OBJECTIVE ▸ From the listing below, extract each line containing the string "code".

SUPPLIED INFORMATION ▸
• • • • •

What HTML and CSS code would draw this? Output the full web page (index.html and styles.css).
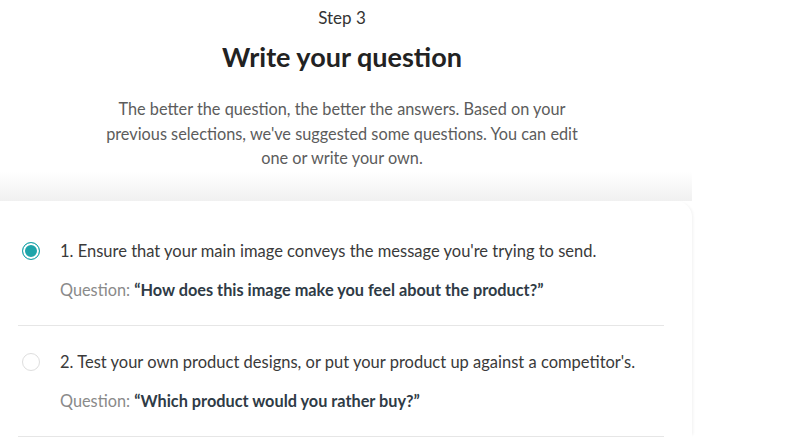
FILE: index.html
```html
<!DOCTYPE html>
<html lang="en">
<head>
<meta charset="utf-8">
<title>Write your question</title>
<link rel="stylesheet" href="styles.css">
</head>
<body>
<main class="page">
  <header class="intro">
    <div class="step">Step 3</div>
    <h1 class="title">Write your question</h1>
    <p class="lead">The better the question, the better the answers. Based on your previous selections, we've suggested some questions. You can edit one or write your own.</p>
  </header>
  <section class="stage">
    <div class="card">
      <label class="option">
        <span class="radio radio-on"></span>
        <span class="option-body">
          <span class="option-title">1. Ensure that your main image conveys the message you're trying to send.</span>
          <span class="option-q">Question: <strong>“How does this image make you feel about the product?”</strong></span>
        </span>
      </label>
      <label class="option">
        <span class="radio"></span>
        <span class="option-body">
          <span class="option-title">2. Test your own product designs, or put your product up against a competitor's.</span>
          <span class="option-q">Question: <strong>“Which product would you rather buy?”</strong></span>
        </span>
      </label>
    </div>
  </section>
</main>
</body>
</html>
```

FILE: styles.css
```css
html, body {
  margin: 0;
  padding: 0;
  background: #ffffff;
}
body {
  font-family: "Lato", "Noto Sans", sans-serif;
  color: #3a3a3a;
  overflow: hidden;
}
.page {
  width: 692px;
}
.intro {
  width: 684px;
  text-align: center;
  padding-top: 8px;
}
.step {
  font-size: 17px;
  line-height: 20px;
  color: #333;
}
.title {
  margin: 13px 0 0;
  font-size: 27px;
  line-height: 32px;
  font-weight: 700;
  color: #222;
}
.lead {
  margin: 24px auto 0;
  width: 486px;
  font-size: 16.3px;
  line-height: 24.5px;
  color: #5c5c5c;
}
.stage {
  padding-top: 30px;
  background: linear-gradient(to bottom, #ffffff 0, #f0f0f0 30px, #ffffff 30px);
}
.card {
  background: #fff;
  border-radius: 0 16px 0 0;
  box-shadow: 3px 0 3px -2px rgba(0,0,0,0.06);
  padding: 14px 28px 0 18px;
}
.option {
  display: flex;
  align-items: flex-start;
  gap: 20px;
  padding: 24px 0 23px 4px;
  border-bottom: 1px solid #e6e6e6;
}
.radio {
  flex: none;
  width: 18px;
  height: 18px;
  margin-top: 3px;
  box-sizing: border-box;
  border-radius: 50%;
  border: 1.5px solid #dedede;
  background: #fff;
}
.radio-on {
  border: 1.5px solid #1ea5aa;
  background: #1ea5aa;
  box-shadow: inset 0 0 0 2px #fff;
}
.option-body {
  display: flex;
  flex-direction: column;
  gap: 15px;
}
.option-title {
  font-size: 16.5px;
  line-height: 24px;
  color: #3a3a3a;
}
.option-q {
  font-size: 16.3px;
  line-height: 24px;
  color: #8a8a8a;
}
.option-q strong {
  font-weight: 700;
  color: #2f3b46;
}
```
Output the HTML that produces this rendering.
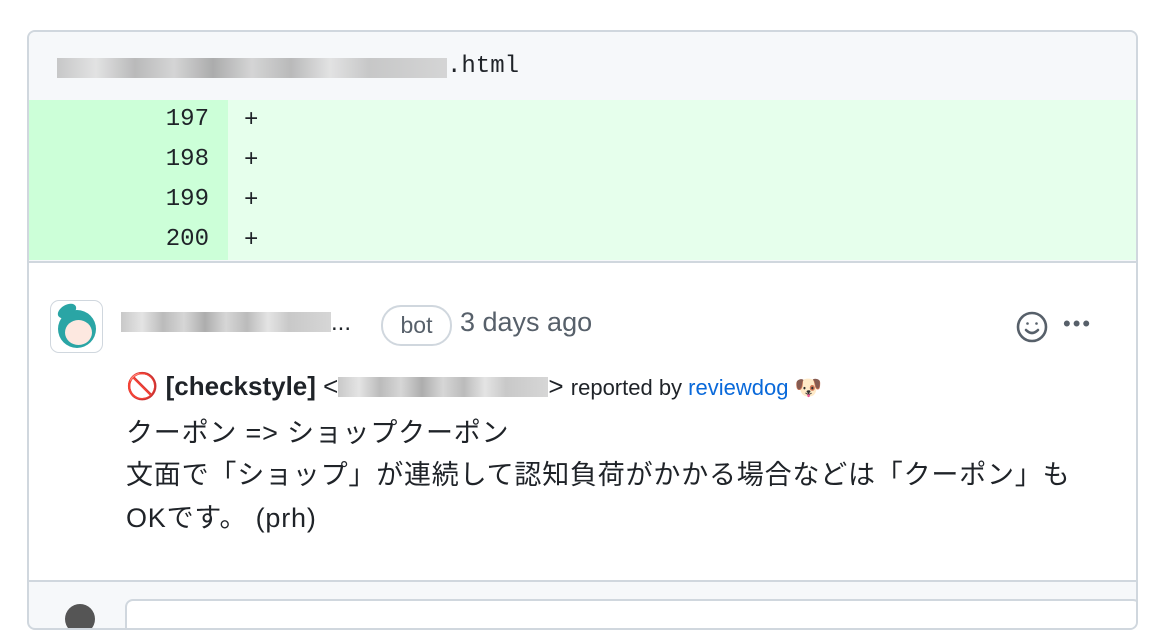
<!DOCTYPE html>
<html><head><meta charset="utf-8"><style>
*{margin:0;padding:0;box-sizing:border-box}
body{width:1162px;height:608px;background:#fff;position:relative;overflow:hidden;font-family:"Liberation Sans","Noto Sans CJK JP",sans-serif;color:#1f2328}
.box{position:absolute;left:27px;top:30px;width:1111px;height:600px;border:2px solid #d0d7de;border-radius:8px;overflow:hidden;background:#f6f8fa}
.hdr{position:absolute;left:0;top:0;width:100%;height:68px;background:#f6f8fa}
.mono{font-family:"Liberation Mono",monospace;font-size:24px}
.blur{background:linear-gradient(90deg,#bbb,#ddd 10%,#aaa 20%,#ccc 30%,#999 40%,#ccc 50%,#aaa 60%,#ddd 70%,#bbb 80%,#ccc 100%);opacity:.8}
.ab{position:absolute}
.row{position:absolute;left:0;width:100%;height:40px;background:#e6ffec}
.num{position:absolute;left:0;top:0;width:199px;height:40px;background:#ccffd8;text-align:right;padding-right:19px;line-height:40px}
.plus{position:absolute;left:215px;top:0;line-height:42px}
.cm{position:absolute;left:0;top:229px;width:100%;height:321px;background:#fff;border-top:2px solid #d0d7de;border-bottom:2px solid #d0d7de}
.t{position:absolute;white-space:nowrap}
.jp{font-size:27px;letter-spacing:0.8px}
</style></head><body>
<div class="box">
 <div class="hdr">
  <div class="blur ab" style="left:28px;top:26px;width:390px;height:20px"></div>
  <div class="t mono" style="left:418px;top:21px">.html</div>
 </div>
 <div class="row mono" style="top:68px"><div class="num">197</div><div class="plus">+</div></div>
 <div class="row mono" style="top:108px"><div class="num">198</div><div class="plus">+</div></div>
 <div class="row mono" style="top:148px"><div class="num">199</div><div class="plus">+</div></div>
 <div class="row mono" style="top:188px"><div class="num">200</div><div class="plus">+</div></div>
 <div class="cm">
  <div style="position:absolute;left:21px;top:37px;width:53px;height:53px;border:1px solid #d0d7de;border-radius:9px;background:#fff">
   <div style="position:absolute;left:7px;top:9px;width:38px;height:38px;border-radius:50%;background:#2aa5a5"></div>
   <div style="position:absolute;left:6px;top:4px;width:20px;height:12px;border-radius:50%;background:#2aa5a5;transform:rotate(-30deg)"></div>
   <div style="position:absolute;left:14px;top:19px;width:27px;height:25px;border-radius:50%;background:#fde8e0"></div>
  </div>
  <div class="blur ab" style="left:92px;top:49px;width:210px;height:20px"></div>
  <div class="t" style="left:302px;top:46px;font-size:24px;color:#1f2328">...</div>
  <div class="t" style="left:352px;top:42px;width:71px;height:41px;border:2px solid #d0d7de;border-radius:20px;text-align:center;line-height:37px;font-size:23px;color:#57606a">bot</div>
  <div class="t" style="left:431px;top:44px;font-size:27px;color:#57606a">3 days ago</div>
  <svg style="position:absolute;left:986px;top:47px" width="34" height="34" viewBox="0 0 34 34" fill="none" stroke="#57606a" stroke-width="2.6"><circle cx="17" cy="17" r="14"/><path d="M11 20q6 6 12 0" stroke-linecap="round"/><circle cx="12.5" cy="13.5" r="1.3" fill="#57606a" stroke="none"/><circle cx="21.5" cy="13.5" r="1.3" fill="#57606a" stroke="none"/></svg>
  <div class="t" style="left:1034px;top:48px;font-size:22px;color:#57606a;letter-spacing:2px">•••</div>
  <div class="t" style="left:97px;top:108px;font-size:26px">🚫 <b>[checkstyle]</b> &lt;<span class="blur" style="display:inline-block;width:210px;height:20px;vertical-align:-2px"></span>&gt; <span style="font-size:22px">reported by <span style="color:#0969da">reviewdog</span> 🐶</span></div>
  <div class="t jp" style="left:97px;top:148px">クーポン =&gt; ショップクーポン</div>
  <div class="t jp" style="left:97px;top:190px">文面で「ショップ」が連続して認知負荷がかかる場合などは「クーポン」も</div>
  <div class="t jp" style="left:97px;top:233px">OKです。 (prh)</div>
 </div>
 <div style="position:absolute;left:96px;top:567px;width:1016px;height:40px;background:#fff;border:2px solid #d0d7de;border-radius:8px"></div>
 <div style="position:absolute;left:36px;top:572px;width:30px;height:30px;border-radius:50%;background:#555"></div>
</div>
</body></html>
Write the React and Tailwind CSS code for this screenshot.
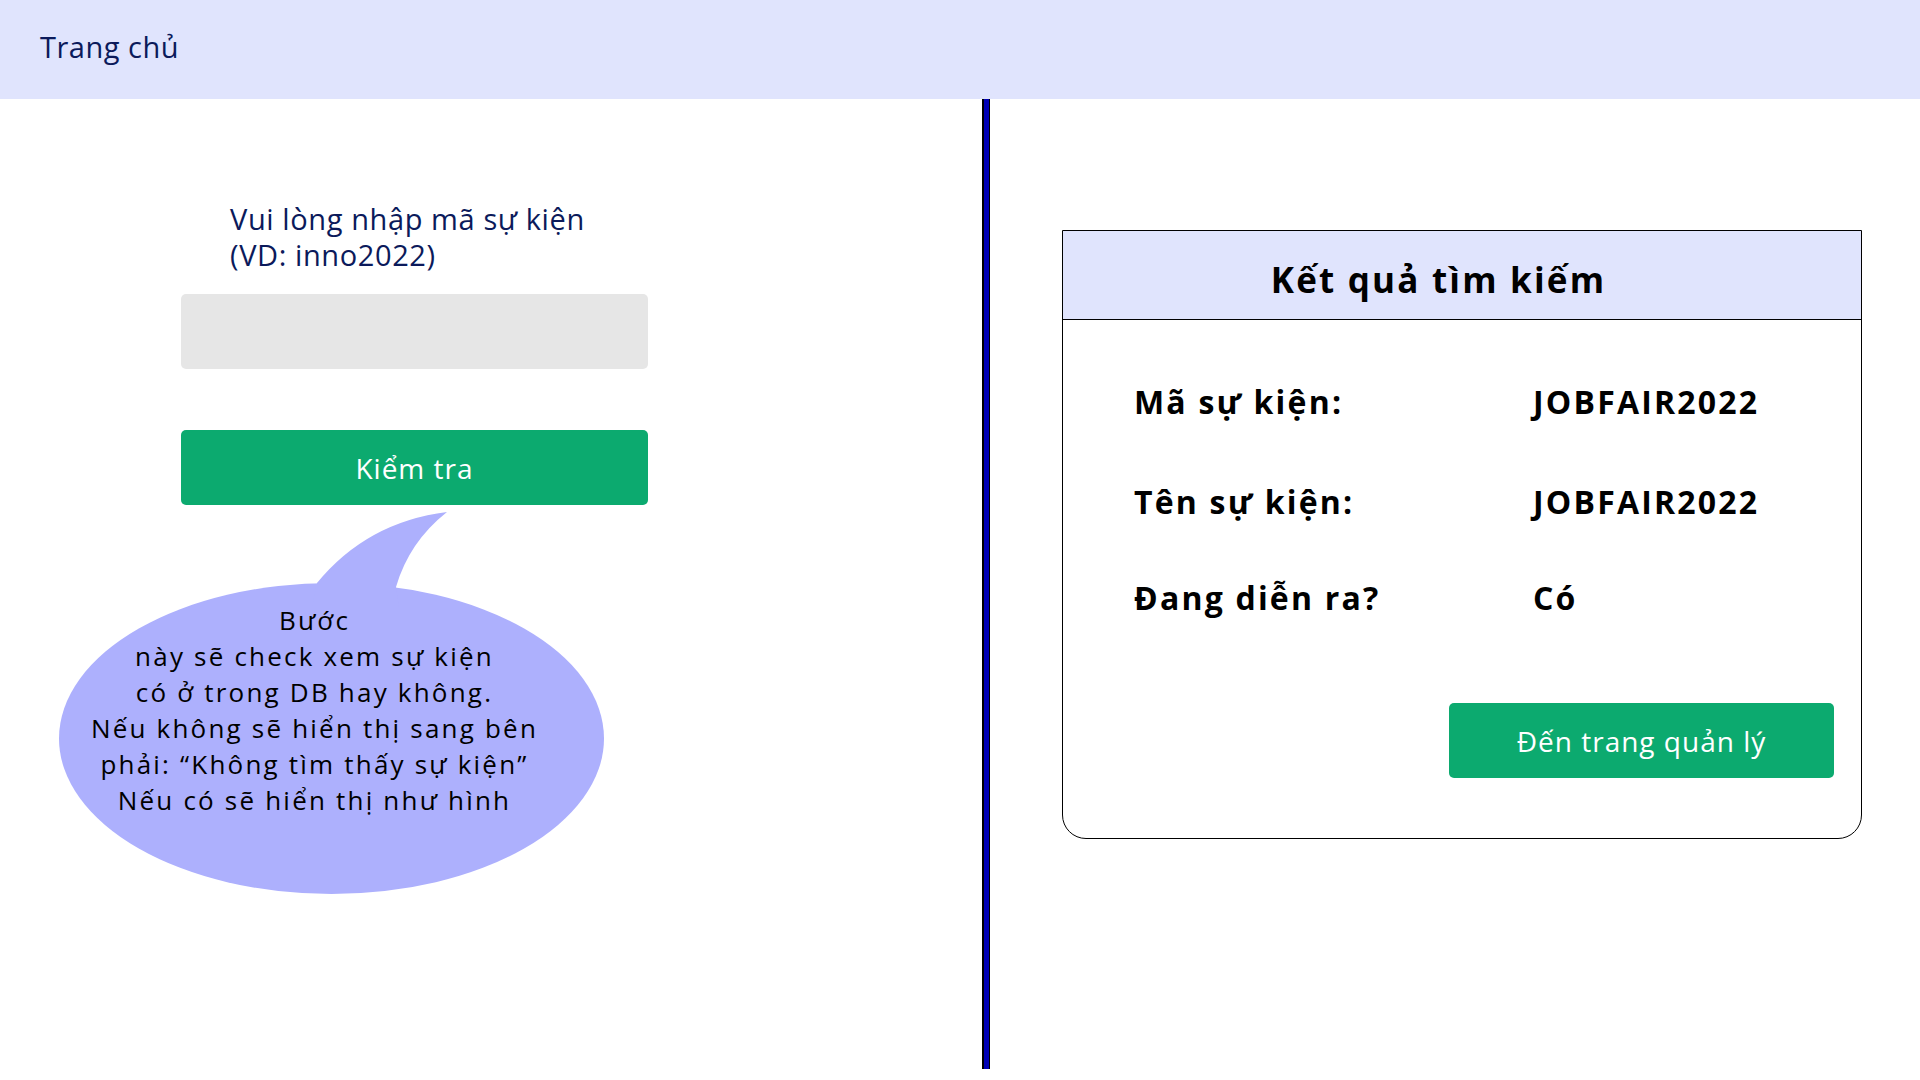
import React from 'react';

const rows = [
    { label: 'Mã sự kiện:', value: 'JOBFAIR2022', gap: 'mt-0' },
    { label: 'Tên sự kiện:', value: 'JOBFAIR2022', gap: 'mt-[60px]' },
    { label: 'Đang diễn ra?', value: 'Có', gap: 'mt-[56px]' },
];

function SpeechBubble() {
    return (
        <div className="relative ml-[57px] mt-[7px] w-[549px] h-[384px]">
            {/* bubble drawing */}
            <svg className="absolute inset-0" width="549" height="384" viewBox="0 0 549 384">
                <ellipse cx="274.5" cy="226.5" rx="272.5" ry="155.5" fill="#adb0fd" />
                <path d="M255 95 L260 71 Q310 10 390 0 Q352 30 339 75 L342 95 Z" fill="#adb0fd" />
            </svg>
            <div className="relative pt-[90px] pr-[34px] text-center text-[26px] leading-[36px] tracking-[2.2px] text-black">
                <p>Bước</p>
                <p>này sẽ check xem sự kiện</p>
                <p>có ở trong DB hay không.</p>
                <p>Nếu không sẽ hiển thị sang bên</p>
                <p>phải: “Không tìm thấy sự kiện”</p>
                <p>Nếu có sẽ hiển thị như hình</p>
            </div>
        </div>
    );
}

export default function App() {
    return (
        <div className="w-[1920px] h-[1080px] bg-white flex flex-col font-['Open_Sans',sans-serif] overflow-hidden">
            {/* Top bar */}
            <header className="h-[99px] shrink-0 bg-[#e0e4fd] flex items-center pl-[40px] pb-[6px]">
                <span className="text-[29px] tracking-[0.5px] text-[#0b1a5b]">Trang chủ</span>
            </header>

            <div className="flex flex-1">
                {/* Left: lookup form */}
                <div className="w-[982px] shrink-0 flex flex-col">
                    <div className="ml-[230px] mt-[102px] text-[29px] leading-[36px] tracking-[0.6px] text-[#0b1a5b]">
                        <p>Vui lòng nhập mã sự kiện</p>
                        <p>(VD: inno2022)</p>
                    </div>
                    <input
                        type="text"
                        className="ml-[181px] mt-[21px] w-[467px] h-[75px] bg-[#e6e6e6] rounded-[5px] outline-none px-4 text-[24px]"
                    />
                    <button className="ml-[181px] mt-[61px] w-[467px] h-[75px] bg-[#0caa6f] rounded-[5px] text-white text-[28px] tracking-[1px]">
                        Kiểm tra
                    </button>
                    <SpeechBubble />
                </div>

                {/* Divider */}
                <div className="w-[8px] h-[970px] shrink-0 bg-[#0000b5] border-l-2 border-r border-black" />

                {/* Right: result card */}
                <div className="flex-1">
                    <div className="ml-[72px] mt-[131px] w-[800px] border border-black rounded-b-[24px] bg-white">
                        <div className="h-[89px] bg-[#e0e4fd] border-b border-black flex justify-center pr-[47px] pt-[29px]">
                            <h2 className="text-[35px] leading-[40px] font-bold tracking-[2.2px] text-black">Kết quả tìm kiếm</h2>
                        </div>
                        <div className="pl-[71px] pt-[62px] flex flex-col">
                            {rows.map(row => (
                                <div key={row.label} className={`${row.gap} grid grid-cols-[399px_1fr] text-[32px] leading-[40px] font-bold tracking-[2.2px] text-black`}>
                                    <span>{row.label}</span>
                                    <span>{row.value}</span>
                                </div>
                            ))}
                        </div>
                        <div className="flex justify-end pr-[27px] pt-[85px] pb-[60px]">
                            <button className="w-[385px] h-[75px] bg-[#0caa6f] rounded-[5px] text-white text-[28px] tracking-[1px]">
                                Đến trang quản lý
                            </button>
                        </div>
                    </div>
                </div>
            </div>
        </div>
    );
}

• • • • •

CORRECT RESPONSE ▸
What HTML and CSS code would draw this? Output the full web page (index.html and styles.css).
Write the React and Tailwind CSS code for this screenshot.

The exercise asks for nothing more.